Task to carry out
Return the whole listing, line for line, without the pictures in it.

Information supplied
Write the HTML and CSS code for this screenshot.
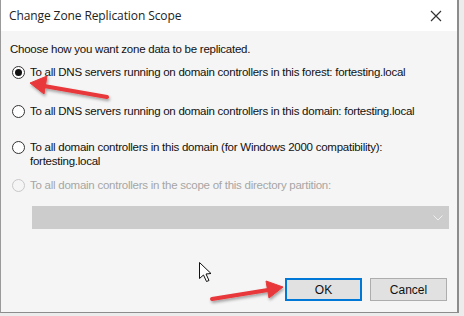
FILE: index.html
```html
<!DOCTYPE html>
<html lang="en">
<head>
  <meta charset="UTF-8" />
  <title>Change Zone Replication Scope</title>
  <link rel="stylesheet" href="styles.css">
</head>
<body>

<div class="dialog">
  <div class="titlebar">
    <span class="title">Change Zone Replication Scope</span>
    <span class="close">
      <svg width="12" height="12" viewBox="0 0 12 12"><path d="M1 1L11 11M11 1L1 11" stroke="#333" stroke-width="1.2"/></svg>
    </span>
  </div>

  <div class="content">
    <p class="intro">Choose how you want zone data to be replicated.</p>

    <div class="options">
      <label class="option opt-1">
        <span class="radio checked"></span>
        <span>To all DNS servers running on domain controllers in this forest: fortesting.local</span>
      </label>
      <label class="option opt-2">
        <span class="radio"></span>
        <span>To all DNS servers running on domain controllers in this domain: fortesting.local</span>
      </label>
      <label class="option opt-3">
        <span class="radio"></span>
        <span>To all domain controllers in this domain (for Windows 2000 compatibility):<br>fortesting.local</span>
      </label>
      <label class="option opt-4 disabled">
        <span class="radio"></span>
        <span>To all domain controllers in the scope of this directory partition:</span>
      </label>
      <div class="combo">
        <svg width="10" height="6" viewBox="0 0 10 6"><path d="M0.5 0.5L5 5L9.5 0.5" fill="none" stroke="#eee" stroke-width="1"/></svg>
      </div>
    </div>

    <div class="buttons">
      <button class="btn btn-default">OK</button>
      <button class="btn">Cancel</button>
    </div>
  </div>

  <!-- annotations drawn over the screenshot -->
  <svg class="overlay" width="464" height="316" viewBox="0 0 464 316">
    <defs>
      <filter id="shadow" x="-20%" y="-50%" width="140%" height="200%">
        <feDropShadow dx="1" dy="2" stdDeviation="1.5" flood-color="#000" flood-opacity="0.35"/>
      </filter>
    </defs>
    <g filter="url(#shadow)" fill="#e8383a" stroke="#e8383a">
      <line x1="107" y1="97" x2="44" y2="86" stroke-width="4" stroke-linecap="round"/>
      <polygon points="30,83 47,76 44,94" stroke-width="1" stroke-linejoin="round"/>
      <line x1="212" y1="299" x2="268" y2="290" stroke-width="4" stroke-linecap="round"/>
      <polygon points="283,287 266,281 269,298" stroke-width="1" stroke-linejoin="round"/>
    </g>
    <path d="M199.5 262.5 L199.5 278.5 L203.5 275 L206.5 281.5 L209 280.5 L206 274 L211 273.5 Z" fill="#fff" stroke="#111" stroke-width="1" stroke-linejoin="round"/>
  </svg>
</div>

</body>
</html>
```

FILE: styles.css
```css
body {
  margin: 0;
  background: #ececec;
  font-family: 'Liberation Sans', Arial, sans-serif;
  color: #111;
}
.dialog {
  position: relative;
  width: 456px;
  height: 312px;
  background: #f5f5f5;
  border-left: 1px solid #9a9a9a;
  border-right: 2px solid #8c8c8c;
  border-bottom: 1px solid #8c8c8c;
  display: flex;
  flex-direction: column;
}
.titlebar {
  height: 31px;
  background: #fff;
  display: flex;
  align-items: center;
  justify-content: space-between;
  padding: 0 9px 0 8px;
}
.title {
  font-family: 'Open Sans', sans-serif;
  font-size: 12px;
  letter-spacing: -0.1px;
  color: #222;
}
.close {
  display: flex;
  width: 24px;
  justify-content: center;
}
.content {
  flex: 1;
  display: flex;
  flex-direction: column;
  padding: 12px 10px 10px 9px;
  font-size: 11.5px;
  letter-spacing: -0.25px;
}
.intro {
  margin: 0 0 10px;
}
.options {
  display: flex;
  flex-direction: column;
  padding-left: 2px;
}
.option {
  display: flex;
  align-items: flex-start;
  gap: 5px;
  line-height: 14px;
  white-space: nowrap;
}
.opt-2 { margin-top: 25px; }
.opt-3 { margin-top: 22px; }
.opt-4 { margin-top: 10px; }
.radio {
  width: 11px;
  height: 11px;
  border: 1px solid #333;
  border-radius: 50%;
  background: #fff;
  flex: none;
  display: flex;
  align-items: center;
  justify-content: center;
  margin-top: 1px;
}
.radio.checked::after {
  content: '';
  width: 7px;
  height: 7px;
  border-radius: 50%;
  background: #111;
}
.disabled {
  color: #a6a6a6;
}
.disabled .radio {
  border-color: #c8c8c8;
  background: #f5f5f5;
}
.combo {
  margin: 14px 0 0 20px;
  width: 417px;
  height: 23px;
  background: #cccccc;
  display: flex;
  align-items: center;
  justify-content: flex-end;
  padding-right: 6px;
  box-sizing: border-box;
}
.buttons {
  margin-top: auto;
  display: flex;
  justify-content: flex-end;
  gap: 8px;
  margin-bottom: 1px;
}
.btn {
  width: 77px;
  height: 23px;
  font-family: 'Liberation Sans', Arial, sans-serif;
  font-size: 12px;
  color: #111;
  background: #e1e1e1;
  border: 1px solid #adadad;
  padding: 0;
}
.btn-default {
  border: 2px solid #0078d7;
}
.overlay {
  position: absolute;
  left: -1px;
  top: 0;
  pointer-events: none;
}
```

Full response
Write the HTML and CSS code for this screenshot.
FILE: index.html
```html
<!DOCTYPE html>
<html lang="en">
<head>
  <meta charset="UTF-8" />
  <title>Change Zone Replication Scope</title>
  <link rel="stylesheet" href="styles.css">
</head>
<body>

<div class="dialog">
  <div class="titlebar">
    <span class="title">Change Zone Replication Scope</span>
    <span class="close">
      <svg width="12" height="12" viewBox="0 0 12 12"><path d="M1 1L11 11M11 1L1 11" stroke="#333" stroke-width="1.2"/></svg>
    </span>
  </div>

  <div class="content">
    <p class="intro">Choose how you want zone data to be replicated.</p>

    <div class="options">
      <label class="option opt-1">
        <span class="radio checked"></span>
        <span>To all DNS servers running on domain controllers in this forest: fortesting.local</span>
      </label>
      <label class="option opt-2">
        <span class="radio"></span>
        <span>To all DNS servers running on domain controllers in this domain: fortesting.local</span>
      </label>
      <label class="option opt-3">
        <span class="radio"></span>
        <span>To all domain controllers in this domain (for Windows 2000 compatibility):<br>fortesting.local</span>
      </label>
      <label class="option opt-4 disabled">
        <span class="radio"></span>
        <span>To all domain controllers in the scope of this directory partition:</span>
      </label>
      <div class="combo">
        <svg width="10" height="6" viewBox="0 0 10 6"><path d="M0.5 0.5L5 5L9.5 0.5" fill="none" stroke="#eee" stroke-width="1"/></svg>
      </div>
    </div>

    <div class="buttons">
      <button class="btn btn-default">OK</button>
      <button class="btn">Cancel</button>
    </div>
  </div>

  <!-- annotations drawn over the screenshot -->
  <svg class="overlay" width="464" height="316" viewBox="0 0 464 316">
    <defs>
      <filter id="shadow" x="-20%" y="-50%" width="140%" height="200%">
        <feDropShadow dx="1" dy="2" stdDeviation="1.5" flood-color="#000" flood-opacity="0.35"/>
      </filter>
    </defs>
    <g filter="url(#shadow)" fill="#e8383a" stroke="#e8383a">
      <line x1="107" y1="97" x2="44" y2="86" stroke-width="4" stroke-linecap="round"/>
      <polygon points="30,83 47,76 44,94" stroke-width="1" stroke-linejoin="round"/>
      <line x1="212" y1="299" x2="268" y2="290" stroke-width="4" stroke-linecap="round"/>
      <polygon points="283,287 266,281 269,298" stroke-width="1" stroke-linejoin="round"/>
    </g>
    <path d="M199.5 262.5 L199.5 278.5 L203.5 275 L206.5 281.5 L209 280.5 L206 274 L211 273.5 Z" fill="#fff" stroke="#111" stroke-width="1" stroke-linejoin="round"/>
  </svg>
</div>

</body>
</html>
```

FILE: styles.css
```css
body {
  margin: 0;
  background: #ececec;
  font-family: 'Liberation Sans', Arial, sans-serif;
  color: #111;
}
.dialog {
  position: relative;
  width: 456px;
  height: 312px;
  background: #f5f5f5;
  border-left: 1px solid #9a9a9a;
  border-right: 2px solid #8c8c8c;
  border-bottom: 1px solid #8c8c8c;
  display: flex;
  flex-direction: column;
}
.titlebar {
  height: 31px;
  background: #fff;
  display: flex;
  align-items: center;
  justify-content: space-between;
  padding: 0 9px 0 8px;
}
.title {
  font-family: 'Open Sans', sans-serif;
  font-size: 12px;
  letter-spacing: -0.1px;
  color: #222;
}
.close {
  display: flex;
  width: 24px;
  justify-content: center;
}
.content {
  flex: 1;
  display: flex;
  flex-direction: column;
  padding: 12px 10px 10px 9px;
  font-size: 11.5px;
  letter-spacing: -0.25px;
}
.intro {
  margin: 0 0 10px;
}
.options {
  display: flex;
  flex-direction: column;
  padding-left: 2px;
}
.option {
  display: flex;
  align-items: flex-start;
  gap: 5px;
  line-height: 14px;
  white-space: nowrap;
}
.opt-2 { margin-top: 25px; }
.opt-3 { margin-top: 22px; }
.opt-4 { margin-top: 10px; }
.radio {
  width: 11px;
  height: 11px;
  border: 1px solid #333;
  border-radius: 50%;
  background: #fff;
  flex: none;
  display: flex;
  align-items: center;
  justify-content: center;
  margin-top: 1px;
}
.radio.checked::after {
  content: '';
  width: 7px;
  height: 7px;
  border-radius: 50%;
  background: #111;
}
.disabled {
  color: #a6a6a6;
}
.disabled .radio {
  border-color: #c8c8c8;
  background: #f5f5f5;
}
.combo {
  margin: 14px 0 0 20px;
  width: 417px;
  height: 23px;
  background: #cccccc;
  display: flex;
  align-items: center;
  justify-content: flex-end;
  padding-right: 6px;
  box-sizing: border-box;
}
.buttons {
  margin-top: auto;
  display: flex;
  justify-content: flex-end;
  gap: 8px;
  margin-bottom: 1px;
}
.btn {
  width: 77px;
  height: 23px;
  font-family: 'Liberation Sans', Arial, sans-serif;
  font-size: 12px;
  color: #111;
  background: #e1e1e1;
  border: 1px solid #adadad;
  padding: 0;
}
.btn-default {
  border: 2px solid #0078d7;
}
.overlay {
  position: absolute;
  left: -1px;
  top: 0;
  pointer-events: none;
}
```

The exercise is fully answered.